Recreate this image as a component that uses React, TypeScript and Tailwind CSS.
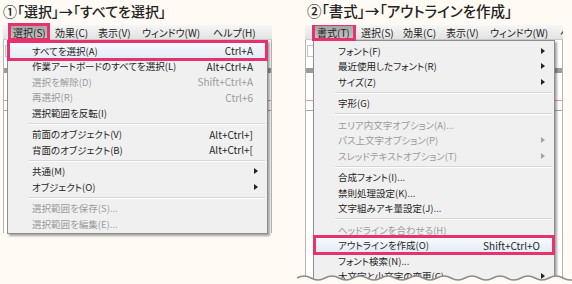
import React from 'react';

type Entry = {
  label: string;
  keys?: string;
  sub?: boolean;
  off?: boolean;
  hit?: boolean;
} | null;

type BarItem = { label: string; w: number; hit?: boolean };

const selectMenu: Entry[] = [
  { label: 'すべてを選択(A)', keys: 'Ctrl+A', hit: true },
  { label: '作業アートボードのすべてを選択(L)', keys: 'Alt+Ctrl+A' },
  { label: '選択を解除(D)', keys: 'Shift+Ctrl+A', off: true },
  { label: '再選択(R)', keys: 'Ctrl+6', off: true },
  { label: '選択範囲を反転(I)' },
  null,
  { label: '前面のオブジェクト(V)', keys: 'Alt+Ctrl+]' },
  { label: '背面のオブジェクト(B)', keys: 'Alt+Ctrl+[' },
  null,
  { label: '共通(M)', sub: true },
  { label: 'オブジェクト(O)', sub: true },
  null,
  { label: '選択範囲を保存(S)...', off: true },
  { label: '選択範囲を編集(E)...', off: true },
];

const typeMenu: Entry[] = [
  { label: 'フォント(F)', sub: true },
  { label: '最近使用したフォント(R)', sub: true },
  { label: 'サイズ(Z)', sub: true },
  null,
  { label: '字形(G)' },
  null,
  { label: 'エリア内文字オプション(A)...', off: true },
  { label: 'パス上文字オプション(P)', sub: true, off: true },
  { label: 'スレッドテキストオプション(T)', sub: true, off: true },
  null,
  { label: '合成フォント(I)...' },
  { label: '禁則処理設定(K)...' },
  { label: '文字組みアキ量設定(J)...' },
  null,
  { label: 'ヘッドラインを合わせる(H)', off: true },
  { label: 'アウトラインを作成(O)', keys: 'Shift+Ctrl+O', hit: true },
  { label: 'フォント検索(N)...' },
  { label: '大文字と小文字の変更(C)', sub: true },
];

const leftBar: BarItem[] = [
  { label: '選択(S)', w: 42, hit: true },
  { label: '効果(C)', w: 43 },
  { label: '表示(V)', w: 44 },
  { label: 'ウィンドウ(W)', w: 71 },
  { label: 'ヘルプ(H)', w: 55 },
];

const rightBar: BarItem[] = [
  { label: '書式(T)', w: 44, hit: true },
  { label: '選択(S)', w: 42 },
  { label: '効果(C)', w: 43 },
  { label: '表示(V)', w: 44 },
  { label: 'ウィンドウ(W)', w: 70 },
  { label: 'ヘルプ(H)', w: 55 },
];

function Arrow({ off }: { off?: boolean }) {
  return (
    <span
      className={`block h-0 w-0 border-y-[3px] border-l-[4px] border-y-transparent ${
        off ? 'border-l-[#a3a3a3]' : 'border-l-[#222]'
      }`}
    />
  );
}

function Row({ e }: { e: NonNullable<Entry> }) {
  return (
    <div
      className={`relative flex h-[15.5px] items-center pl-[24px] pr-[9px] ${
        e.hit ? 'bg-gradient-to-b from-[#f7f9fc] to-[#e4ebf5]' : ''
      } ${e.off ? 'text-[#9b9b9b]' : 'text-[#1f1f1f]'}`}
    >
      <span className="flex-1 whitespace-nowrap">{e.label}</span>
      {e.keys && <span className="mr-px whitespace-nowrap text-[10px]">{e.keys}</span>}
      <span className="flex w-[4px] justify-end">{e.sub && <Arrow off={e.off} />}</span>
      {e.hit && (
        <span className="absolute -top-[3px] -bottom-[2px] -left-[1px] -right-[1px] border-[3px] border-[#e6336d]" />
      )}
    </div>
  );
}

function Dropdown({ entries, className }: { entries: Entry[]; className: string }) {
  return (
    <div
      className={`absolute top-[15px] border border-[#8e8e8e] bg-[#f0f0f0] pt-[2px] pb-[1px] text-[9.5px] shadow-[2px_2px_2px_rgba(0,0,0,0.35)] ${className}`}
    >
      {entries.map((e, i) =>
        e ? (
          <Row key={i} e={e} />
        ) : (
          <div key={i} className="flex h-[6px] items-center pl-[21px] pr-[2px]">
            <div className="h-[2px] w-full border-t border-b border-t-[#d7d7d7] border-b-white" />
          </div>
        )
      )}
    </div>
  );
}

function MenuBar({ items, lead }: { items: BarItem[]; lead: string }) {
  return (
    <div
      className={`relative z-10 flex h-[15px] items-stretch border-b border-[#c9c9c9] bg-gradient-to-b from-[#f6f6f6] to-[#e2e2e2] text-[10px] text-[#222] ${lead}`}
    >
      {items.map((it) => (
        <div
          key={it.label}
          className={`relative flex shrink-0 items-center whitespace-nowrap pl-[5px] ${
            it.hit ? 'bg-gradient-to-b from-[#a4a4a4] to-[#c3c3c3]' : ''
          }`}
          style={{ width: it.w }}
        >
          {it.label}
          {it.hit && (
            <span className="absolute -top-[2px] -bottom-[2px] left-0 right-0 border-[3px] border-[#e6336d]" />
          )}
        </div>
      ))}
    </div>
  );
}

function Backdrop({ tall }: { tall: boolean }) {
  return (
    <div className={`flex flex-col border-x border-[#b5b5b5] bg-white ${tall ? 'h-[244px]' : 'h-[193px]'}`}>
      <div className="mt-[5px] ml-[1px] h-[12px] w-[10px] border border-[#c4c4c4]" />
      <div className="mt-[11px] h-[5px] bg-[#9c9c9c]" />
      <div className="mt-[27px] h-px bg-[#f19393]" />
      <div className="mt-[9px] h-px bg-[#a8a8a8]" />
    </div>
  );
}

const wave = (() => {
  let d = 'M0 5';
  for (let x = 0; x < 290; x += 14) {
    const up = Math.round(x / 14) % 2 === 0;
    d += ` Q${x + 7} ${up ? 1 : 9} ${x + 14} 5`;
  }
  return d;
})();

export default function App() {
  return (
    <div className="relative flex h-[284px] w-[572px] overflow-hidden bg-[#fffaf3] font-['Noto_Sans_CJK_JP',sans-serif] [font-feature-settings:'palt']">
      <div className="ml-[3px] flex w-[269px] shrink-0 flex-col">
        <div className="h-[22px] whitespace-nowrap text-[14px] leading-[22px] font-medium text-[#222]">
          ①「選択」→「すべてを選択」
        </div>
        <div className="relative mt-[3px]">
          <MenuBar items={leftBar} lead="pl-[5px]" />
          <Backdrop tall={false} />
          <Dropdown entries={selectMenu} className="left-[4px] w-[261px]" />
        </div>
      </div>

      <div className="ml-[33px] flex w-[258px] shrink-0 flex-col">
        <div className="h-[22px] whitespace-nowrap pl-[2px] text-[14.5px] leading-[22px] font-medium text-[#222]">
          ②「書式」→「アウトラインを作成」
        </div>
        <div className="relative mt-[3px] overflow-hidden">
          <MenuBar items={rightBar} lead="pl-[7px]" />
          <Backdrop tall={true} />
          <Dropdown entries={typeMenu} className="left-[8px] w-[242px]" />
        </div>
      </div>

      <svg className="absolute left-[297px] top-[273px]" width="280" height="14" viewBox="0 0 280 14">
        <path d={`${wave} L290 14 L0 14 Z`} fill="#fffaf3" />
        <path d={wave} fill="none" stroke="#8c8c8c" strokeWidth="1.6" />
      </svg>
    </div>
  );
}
-*-
Repeat the data exactly, dropping every picture it holds.

_Full solution_.
Recreate this image as a component that uses React, TypeScript and Tailwind CSS.
import React from 'react';

type Entry = {
  label: string;
  keys?: string;
  sub?: boolean;
  off?: boolean;
  hit?: boolean;
} | null;

type BarItem = { label: string; w: number; hit?: boolean };

const selectMenu: Entry[] = [
  { label: 'すべてを選択(A)', keys: 'Ctrl+A', hit: true },
  { label: '作業アートボードのすべてを選択(L)', keys: 'Alt+Ctrl+A' },
  { label: '選択を解除(D)', keys: 'Shift+Ctrl+A', off: true },
  { label: '再選択(R)', keys: 'Ctrl+6', off: true },
  { label: '選択範囲を反転(I)' },
  null,
  { label: '前面のオブジェクト(V)', keys: 'Alt+Ctrl+]' },
  { label: '背面のオブジェクト(B)', keys: 'Alt+Ctrl+[' },
  null,
  { label: '共通(M)', sub: true },
  { label: 'オブジェクト(O)', sub: true },
  null,
  { label: '選択範囲を保存(S)...', off: true },
  { label: '選択範囲を編集(E)...', off: true },
];

const typeMenu: Entry[] = [
  { label: 'フォント(F)', sub: true },
  { label: '最近使用したフォント(R)', sub: true },
  { label: 'サイズ(Z)', sub: true },
  null,
  { label: '字形(G)' },
  null,
  { label: 'エリア内文字オプション(A)...', off: true },
  { label: 'パス上文字オプション(P)', sub: true, off: true },
  { label: 'スレッドテキストオプション(T)', sub: true, off: true },
  null,
  { label: '合成フォント(I)...' },
  { label: '禁則処理設定(K)...' },
  { label: '文字組みアキ量設定(J)...' },
  null,
  { label: 'ヘッドラインを合わせる(H)', off: true },
  { label: 'アウトラインを作成(O)', keys: 'Shift+Ctrl+O', hit: true },
  { label: 'フォント検索(N)...' },
  { label: '大文字と小文字の変更(C)', sub: true },
];

const leftBar: BarItem[] = [
  { label: '選択(S)', w: 42, hit: true },
  { label: '効果(C)', w: 43 },
  { label: '表示(V)', w: 44 },
  { label: 'ウィンドウ(W)', w: 71 },
  { label: 'ヘルプ(H)', w: 55 },
];

const rightBar: BarItem[] = [
  { label: '書式(T)', w: 44, hit: true },
  { label: '選択(S)', w: 42 },
  { label: '効果(C)', w: 43 },
  { label: '表示(V)', w: 44 },
  { label: 'ウィンドウ(W)', w: 70 },
  { label: 'ヘルプ(H)', w: 55 },
];

function Arrow({ off }: { off?: boolean }) {
  return (
    <span
      className={`block h-0 w-0 border-y-[3px] border-l-[4px] border-y-transparent ${
        off ? 'border-l-[#a3a3a3]' : 'border-l-[#222]'
      }`}
    />
  );
}

function Row({ e }: { e: NonNullable<Entry> }) {
  return (
    <div
      className={`relative flex h-[15.5px] items-center pl-[24px] pr-[9px] ${
        e.hit ? 'bg-gradient-to-b from-[#f7f9fc] to-[#e4ebf5]' : ''
      } ${e.off ? 'text-[#9b9b9b]' : 'text-[#1f1f1f]'}`}
    >
      <span className="flex-1 whitespace-nowrap">{e.label}</span>
      {e.keys && <span className="mr-px whitespace-nowrap text-[10px]">{e.keys}</span>}
      <span className="flex w-[4px] justify-end">{e.sub && <Arrow off={e.off} />}</span>
      {e.hit && (
        <span className="absolute -top-[3px] -bottom-[2px] -left-[1px] -right-[1px] border-[3px] border-[#e6336d]" />
      )}
    </div>
  );
}

function Dropdown({ entries, className }: { entries: Entry[]; className: string }) {
  return (
    <div
      className={`absolute top-[15px] border border-[#8e8e8e] bg-[#f0f0f0] pt-[2px] pb-[1px] text-[9.5px] shadow-[2px_2px_2px_rgba(0,0,0,0.35)] ${className}`}
    >
      {entries.map((e, i) =>
        e ? (
          <Row key={i} e={e} />
        ) : (
          <div key={i} className="flex h-[6px] items-center pl-[21px] pr-[2px]">
            <div className="h-[2px] w-full border-t border-b border-t-[#d7d7d7] border-b-white" />
          </div>
        )
      )}
    </div>
  );
}

function MenuBar({ items, lead }: { items: BarItem[]; lead: string }) {
  return (
    <div
      className={`relative z-10 flex h-[15px] items-stretch border-b border-[#c9c9c9] bg-gradient-to-b from-[#f6f6f6] to-[#e2e2e2] text-[10px] text-[#222] ${lead}`}
    >
      {items.map((it) => (
        <div
          key={it.label}
          className={`relative flex shrink-0 items-center whitespace-nowrap pl-[5px] ${
            it.hit ? 'bg-gradient-to-b from-[#a4a4a4] to-[#c3c3c3]' : ''
          }`}
          style={{ width: it.w }}
        >
          {it.label}
          {it.hit && (
            <span className="absolute -top-[2px] -bottom-[2px] left-0 right-0 border-[3px] border-[#e6336d]" />
          )}
        </div>
      ))}
    </div>
  );
}

function Backdrop({ tall }: { tall: boolean }) {
  return (
    <div className={`flex flex-col border-x border-[#b5b5b5] bg-white ${tall ? 'h-[244px]' : 'h-[193px]'}`}>
      <div className="mt-[5px] ml-[1px] h-[12px] w-[10px] border border-[#c4c4c4]" />
      <div className="mt-[11px] h-[5px] bg-[#9c9c9c]" />
      <div className="mt-[27px] h-px bg-[#f19393]" />
      <div className="mt-[9px] h-px bg-[#a8a8a8]" />
    </div>
  );
}

const wave = (() => {
  let d = 'M0 5';
  for (let x = 0; x < 290; x += 14) {
    const up = Math.round(x / 14) % 2 === 0;
    d += ` Q${x + 7} ${up ? 1 : 9} ${x + 14} 5`;
  }
  return d;
})();

export default function App() {
  return (
    <div className="relative flex h-[284px] w-[572px] overflow-hidden bg-[#fffaf3] font-['Noto_Sans_CJK_JP',sans-serif] [font-feature-settings:'palt']">
      <div className="ml-[3px] flex w-[269px] shrink-0 flex-col">
        <div className="h-[22px] whitespace-nowrap text-[14px] leading-[22px] font-medium text-[#222]">
          ①「選択」→「すべてを選択」
        </div>
        <div className="relative mt-[3px]">
          <MenuBar items={leftBar} lead="pl-[5px]" />
          <Backdrop tall={false} />
          <Dropdown entries={selectMenu} className="left-[4px] w-[261px]" />
        </div>
      </div>

      <div className="ml-[33px] flex w-[258px] shrink-0 flex-col">
        <div className="h-[22px] whitespace-nowrap pl-[2px] text-[14.5px] leading-[22px] font-medium text-[#222]">
          ②「書式」→「アウトラインを作成」
        </div>
        <div className="relative mt-[3px] overflow-hidden">
          <MenuBar items={rightBar} lead="pl-[7px]" />
          <Backdrop tall={true} />
          <Dropdown entries={typeMenu} className="left-[8px] w-[242px]" />
        </div>
      </div>

      <svg className="absolute left-[297px] top-[273px]" width="280" height="14" viewBox="0 0 280 14">
        <path d={`${wave} L290 14 L0 14 Z`} fill="#fffaf3" />
        <path d={wave} fill="none" stroke="#8c8c8c" strokeWidth="1.6" />
      </svg>
    </div>
  );
}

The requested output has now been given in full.